Los ricos se quedan donde quieren, los pobres a veces no, los echan de donde viven, y entonces viven a la deriva, deambulando, o hacinados en arrabales, condenados por su indefensión y su pobreza.
Y cuando los pobres que no tienen intención de viajar deciden viajar para no perecer en el lugar donde están, cuando llegan a las fronteras extranjeras las encuentran cerradas para ellos.
La libertad de circulación sólo existe para que los ricos vayan a donde les apetezca y para que los pobres se vayan de donde no les quieren. Y no es gracias a la libertad de circulación, sino a pesar de su falta, que los pobres en ocasiones se van de donde malviven, a causa de que todo lo que tienen es sólo su miseria. Cansados de compartirla con sus vecinos, sueñan con alguna oportunidad en algún otro lugar.
Todos los países aceptan inmigrantes cuando los necesitan, y los rechazan cuando sólo son ellos, los inmigrantes, quienes lo necesitan. Y así los pobres se mantienen pobres, viajando cuando son útiles, y siendo rechazados cuando son un estorbo. Y los ricos se mantienen ricos, viajando cuando les apetece, viviendo donde les apetece, utilizando a los pobres cuando les apetece.

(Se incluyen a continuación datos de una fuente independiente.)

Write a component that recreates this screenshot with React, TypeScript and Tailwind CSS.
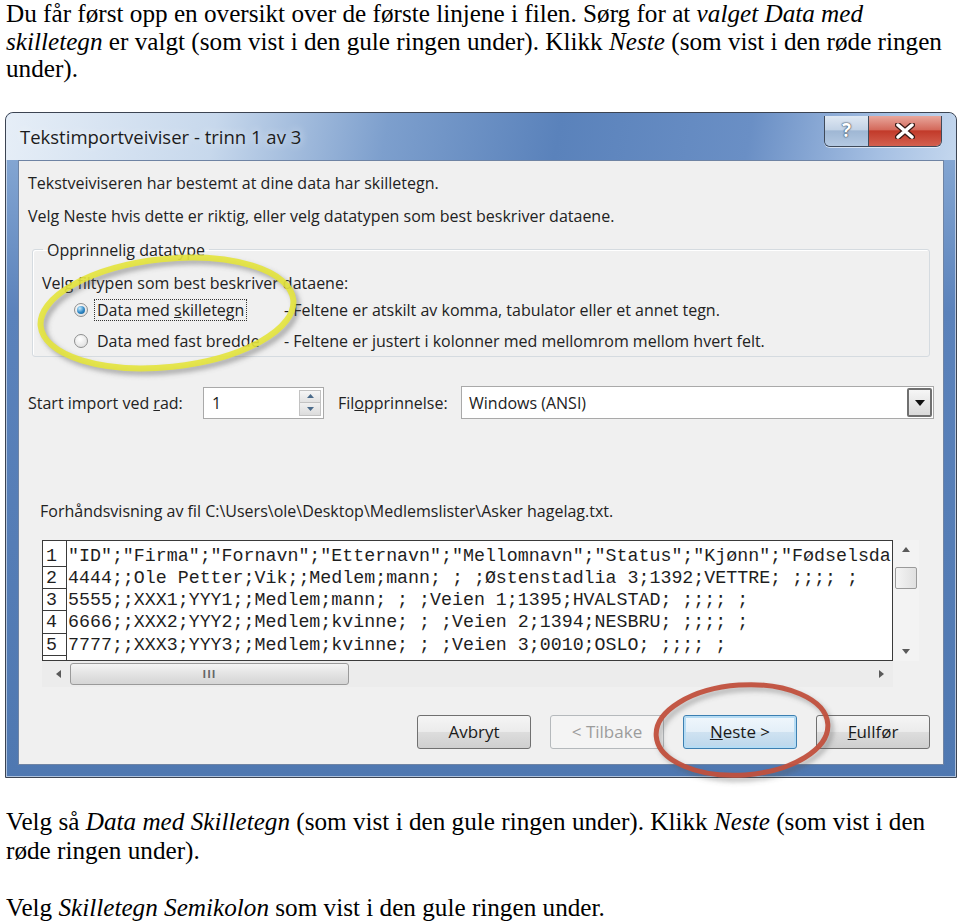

En un mundo globalizado para las mercancías (las camisas, los zapatos, las televisiones, los plátanos) los pobres son productos de mercado y los ricos los mercaderes. Y cuando hay sobreproducción de pobres disminuye todavía más su valor: menguan sus salarios y sus derechos y, "los que sobran", se pudren almacenados en los almacenes de la pobreza, en los subpaíses de la miseria del tercer y cuarto mundo, sin derecho a la libre circulación para intentar salir de su condición de pobres en algún otro lugar no tan adverso como el que están.